Dataset section ▸
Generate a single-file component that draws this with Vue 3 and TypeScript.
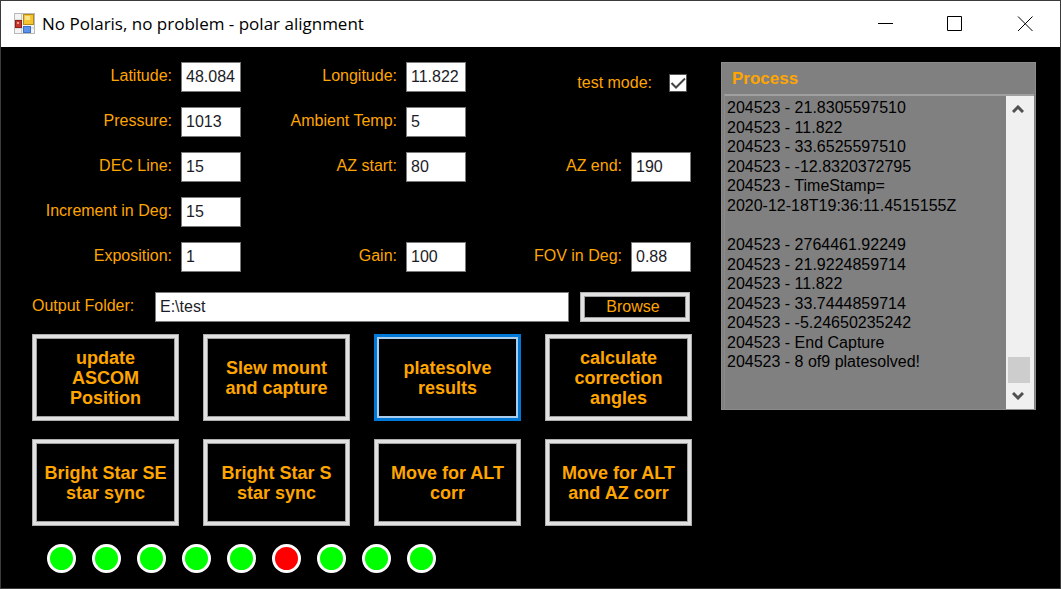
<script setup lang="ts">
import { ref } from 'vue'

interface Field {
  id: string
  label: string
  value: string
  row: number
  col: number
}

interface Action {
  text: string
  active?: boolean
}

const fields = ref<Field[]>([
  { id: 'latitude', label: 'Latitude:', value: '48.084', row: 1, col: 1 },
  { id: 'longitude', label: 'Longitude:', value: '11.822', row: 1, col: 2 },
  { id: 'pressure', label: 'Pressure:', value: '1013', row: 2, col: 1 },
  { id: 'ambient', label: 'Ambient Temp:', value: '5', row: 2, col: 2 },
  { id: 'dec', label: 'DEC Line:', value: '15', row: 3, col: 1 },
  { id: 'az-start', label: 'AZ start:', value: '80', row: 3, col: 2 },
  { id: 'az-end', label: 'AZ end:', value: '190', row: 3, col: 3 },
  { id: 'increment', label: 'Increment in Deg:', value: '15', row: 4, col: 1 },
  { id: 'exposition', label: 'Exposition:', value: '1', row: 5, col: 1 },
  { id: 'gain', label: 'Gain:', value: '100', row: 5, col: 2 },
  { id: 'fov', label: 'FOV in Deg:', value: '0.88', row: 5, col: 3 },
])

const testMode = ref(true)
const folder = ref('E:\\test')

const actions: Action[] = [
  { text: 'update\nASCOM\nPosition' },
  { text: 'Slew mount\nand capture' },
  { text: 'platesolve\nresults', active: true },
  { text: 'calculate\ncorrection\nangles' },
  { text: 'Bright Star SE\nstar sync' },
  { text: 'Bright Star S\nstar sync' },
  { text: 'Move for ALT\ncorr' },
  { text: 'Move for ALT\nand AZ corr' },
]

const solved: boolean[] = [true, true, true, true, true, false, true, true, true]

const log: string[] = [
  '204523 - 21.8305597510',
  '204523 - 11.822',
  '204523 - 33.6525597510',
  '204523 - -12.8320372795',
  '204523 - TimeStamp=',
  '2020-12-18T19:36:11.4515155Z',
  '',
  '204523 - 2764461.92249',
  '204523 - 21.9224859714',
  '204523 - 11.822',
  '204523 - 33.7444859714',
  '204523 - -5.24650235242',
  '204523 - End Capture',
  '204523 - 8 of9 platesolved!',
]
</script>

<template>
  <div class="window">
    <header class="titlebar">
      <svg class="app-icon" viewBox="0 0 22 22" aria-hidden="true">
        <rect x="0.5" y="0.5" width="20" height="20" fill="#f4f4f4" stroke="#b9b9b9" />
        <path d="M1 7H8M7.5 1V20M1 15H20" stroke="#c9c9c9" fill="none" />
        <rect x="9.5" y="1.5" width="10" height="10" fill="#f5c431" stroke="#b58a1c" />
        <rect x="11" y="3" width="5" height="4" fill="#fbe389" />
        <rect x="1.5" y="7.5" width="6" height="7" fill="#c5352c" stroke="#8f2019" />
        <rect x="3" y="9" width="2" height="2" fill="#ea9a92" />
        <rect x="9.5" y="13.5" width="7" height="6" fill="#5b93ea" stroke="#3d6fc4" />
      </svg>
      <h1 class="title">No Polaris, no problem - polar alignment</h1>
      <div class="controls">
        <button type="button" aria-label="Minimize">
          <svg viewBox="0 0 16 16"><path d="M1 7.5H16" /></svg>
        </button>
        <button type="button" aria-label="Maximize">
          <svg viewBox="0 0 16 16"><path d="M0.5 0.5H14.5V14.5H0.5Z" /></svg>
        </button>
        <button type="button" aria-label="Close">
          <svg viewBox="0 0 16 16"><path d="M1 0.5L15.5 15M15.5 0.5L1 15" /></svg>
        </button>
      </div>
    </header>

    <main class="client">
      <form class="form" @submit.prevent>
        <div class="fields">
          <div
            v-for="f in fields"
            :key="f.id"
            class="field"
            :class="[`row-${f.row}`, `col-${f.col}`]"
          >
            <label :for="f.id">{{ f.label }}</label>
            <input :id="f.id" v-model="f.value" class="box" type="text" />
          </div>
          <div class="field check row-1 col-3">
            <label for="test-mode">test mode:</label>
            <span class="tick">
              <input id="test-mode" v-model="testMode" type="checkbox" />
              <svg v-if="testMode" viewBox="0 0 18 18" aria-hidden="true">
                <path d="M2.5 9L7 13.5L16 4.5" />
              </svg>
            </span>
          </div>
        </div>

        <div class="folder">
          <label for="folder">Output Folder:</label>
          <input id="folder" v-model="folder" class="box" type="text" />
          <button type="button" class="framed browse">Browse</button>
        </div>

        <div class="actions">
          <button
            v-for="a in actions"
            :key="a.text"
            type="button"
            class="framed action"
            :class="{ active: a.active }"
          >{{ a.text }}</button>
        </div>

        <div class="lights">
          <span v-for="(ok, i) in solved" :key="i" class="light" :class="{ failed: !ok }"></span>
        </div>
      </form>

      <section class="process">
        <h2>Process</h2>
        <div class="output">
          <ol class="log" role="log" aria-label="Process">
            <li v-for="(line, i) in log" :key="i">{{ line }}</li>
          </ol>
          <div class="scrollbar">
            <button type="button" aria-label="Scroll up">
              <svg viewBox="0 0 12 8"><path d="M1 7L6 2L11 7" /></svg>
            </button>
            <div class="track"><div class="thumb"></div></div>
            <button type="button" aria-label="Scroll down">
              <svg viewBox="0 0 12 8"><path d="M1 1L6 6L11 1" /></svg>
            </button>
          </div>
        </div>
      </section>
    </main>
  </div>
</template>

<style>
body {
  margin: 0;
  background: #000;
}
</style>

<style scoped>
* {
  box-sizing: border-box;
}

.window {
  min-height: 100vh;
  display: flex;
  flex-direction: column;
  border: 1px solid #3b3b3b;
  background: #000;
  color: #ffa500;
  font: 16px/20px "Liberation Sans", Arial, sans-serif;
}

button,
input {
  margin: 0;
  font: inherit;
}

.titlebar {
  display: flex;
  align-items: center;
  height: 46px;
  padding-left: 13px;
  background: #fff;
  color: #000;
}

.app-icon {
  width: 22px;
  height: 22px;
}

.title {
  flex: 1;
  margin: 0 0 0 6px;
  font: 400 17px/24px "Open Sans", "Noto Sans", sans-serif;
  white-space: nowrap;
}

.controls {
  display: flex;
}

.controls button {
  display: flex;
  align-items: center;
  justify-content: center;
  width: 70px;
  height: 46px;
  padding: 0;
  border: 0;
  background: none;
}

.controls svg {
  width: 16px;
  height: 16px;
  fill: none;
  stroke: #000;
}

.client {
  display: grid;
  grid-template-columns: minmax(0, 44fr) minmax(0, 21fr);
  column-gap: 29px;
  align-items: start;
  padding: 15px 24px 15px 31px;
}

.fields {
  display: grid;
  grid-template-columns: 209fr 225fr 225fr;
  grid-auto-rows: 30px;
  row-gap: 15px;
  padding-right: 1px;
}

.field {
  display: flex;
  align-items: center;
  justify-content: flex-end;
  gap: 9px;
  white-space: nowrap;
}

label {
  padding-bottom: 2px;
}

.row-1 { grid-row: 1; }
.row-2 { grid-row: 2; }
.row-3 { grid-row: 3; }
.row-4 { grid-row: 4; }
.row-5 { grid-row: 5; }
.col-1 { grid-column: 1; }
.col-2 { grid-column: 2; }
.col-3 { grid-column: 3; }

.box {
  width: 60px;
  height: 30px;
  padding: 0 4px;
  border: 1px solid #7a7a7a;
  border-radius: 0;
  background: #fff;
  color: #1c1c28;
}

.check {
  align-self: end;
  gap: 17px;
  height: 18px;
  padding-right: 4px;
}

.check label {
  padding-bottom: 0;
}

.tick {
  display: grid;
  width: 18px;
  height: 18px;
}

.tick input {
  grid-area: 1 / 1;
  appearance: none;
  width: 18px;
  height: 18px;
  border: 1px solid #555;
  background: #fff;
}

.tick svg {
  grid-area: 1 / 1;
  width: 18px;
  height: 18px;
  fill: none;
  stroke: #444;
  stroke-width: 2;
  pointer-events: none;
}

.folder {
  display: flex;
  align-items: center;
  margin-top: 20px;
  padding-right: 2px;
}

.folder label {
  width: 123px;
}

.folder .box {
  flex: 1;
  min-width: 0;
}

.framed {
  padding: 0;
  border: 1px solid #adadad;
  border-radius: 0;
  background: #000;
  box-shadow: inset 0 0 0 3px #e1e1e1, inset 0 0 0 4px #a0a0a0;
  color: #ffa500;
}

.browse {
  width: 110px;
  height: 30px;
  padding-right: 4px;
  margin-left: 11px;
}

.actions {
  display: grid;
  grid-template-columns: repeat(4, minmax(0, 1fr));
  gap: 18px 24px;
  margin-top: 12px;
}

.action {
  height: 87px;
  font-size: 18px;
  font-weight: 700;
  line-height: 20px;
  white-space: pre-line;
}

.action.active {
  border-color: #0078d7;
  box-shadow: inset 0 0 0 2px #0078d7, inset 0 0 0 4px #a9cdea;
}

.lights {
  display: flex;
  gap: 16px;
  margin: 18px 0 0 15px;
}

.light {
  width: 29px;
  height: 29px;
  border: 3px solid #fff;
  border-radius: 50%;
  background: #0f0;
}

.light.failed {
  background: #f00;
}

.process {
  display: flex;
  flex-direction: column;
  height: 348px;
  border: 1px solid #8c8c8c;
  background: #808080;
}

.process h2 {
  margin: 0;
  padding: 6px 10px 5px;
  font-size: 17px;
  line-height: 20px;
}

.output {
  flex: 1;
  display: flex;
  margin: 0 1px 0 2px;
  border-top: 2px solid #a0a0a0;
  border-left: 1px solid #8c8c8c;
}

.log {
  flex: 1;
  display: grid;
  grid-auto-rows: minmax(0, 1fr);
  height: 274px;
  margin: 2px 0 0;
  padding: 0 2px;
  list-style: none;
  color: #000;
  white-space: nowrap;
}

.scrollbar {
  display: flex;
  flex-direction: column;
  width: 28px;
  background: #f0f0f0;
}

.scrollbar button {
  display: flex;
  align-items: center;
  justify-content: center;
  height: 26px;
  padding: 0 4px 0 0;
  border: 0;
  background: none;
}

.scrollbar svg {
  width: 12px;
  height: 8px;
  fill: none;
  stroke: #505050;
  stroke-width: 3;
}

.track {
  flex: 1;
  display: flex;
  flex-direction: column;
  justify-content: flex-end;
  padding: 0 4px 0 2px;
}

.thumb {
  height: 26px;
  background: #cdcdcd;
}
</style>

Required work ▸
Everything from the first line of the listing above through the line that contains "const folder = ref('E:\\test')" is to be restated word for word, minus the pictures.

Output below ▸
Generate a single-file component that draws this with Vue 3 and TypeScript.
<script setup lang="ts">
import { ref } from 'vue'

interface Field {
  id: string
  label: string
  value: string
  row: number
  col: number
}

interface Action {
  text: string
  active?: boolean
}

const fields = ref<Field[]>([
  { id: 'latitude', label: 'Latitude:', value: '48.084', row: 1, col: 1 },
  { id: 'longitude', label: 'Longitude:', value: '11.822', row: 1, col: 2 },
  { id: 'pressure', label: 'Pressure:', value: '1013', row: 2, col: 1 },
  { id: 'ambient', label: 'Ambient Temp:', value: '5', row: 2, col: 2 },
  { id: 'dec', label: 'DEC Line:', value: '15', row: 3, col: 1 },
  { id: 'az-start', label: 'AZ start:', value: '80', row: 3, col: 2 },
  { id: 'az-end', label: 'AZ end:', value: '190', row: 3, col: 3 },
  { id: 'increment', label: 'Increment in Deg:', value: '15', row: 4, col: 1 },
  { id: 'exposition', label: 'Exposition:', value: '1', row: 5, col: 1 },
  { id: 'gain', label: 'Gain:', value: '100', row: 5, col: 2 },
  { id: 'fov', label: 'FOV in Deg:', value: '0.88', row: 5, col: 3 },
])

const testMode = ref(true)
const folder = ref('E:\\test')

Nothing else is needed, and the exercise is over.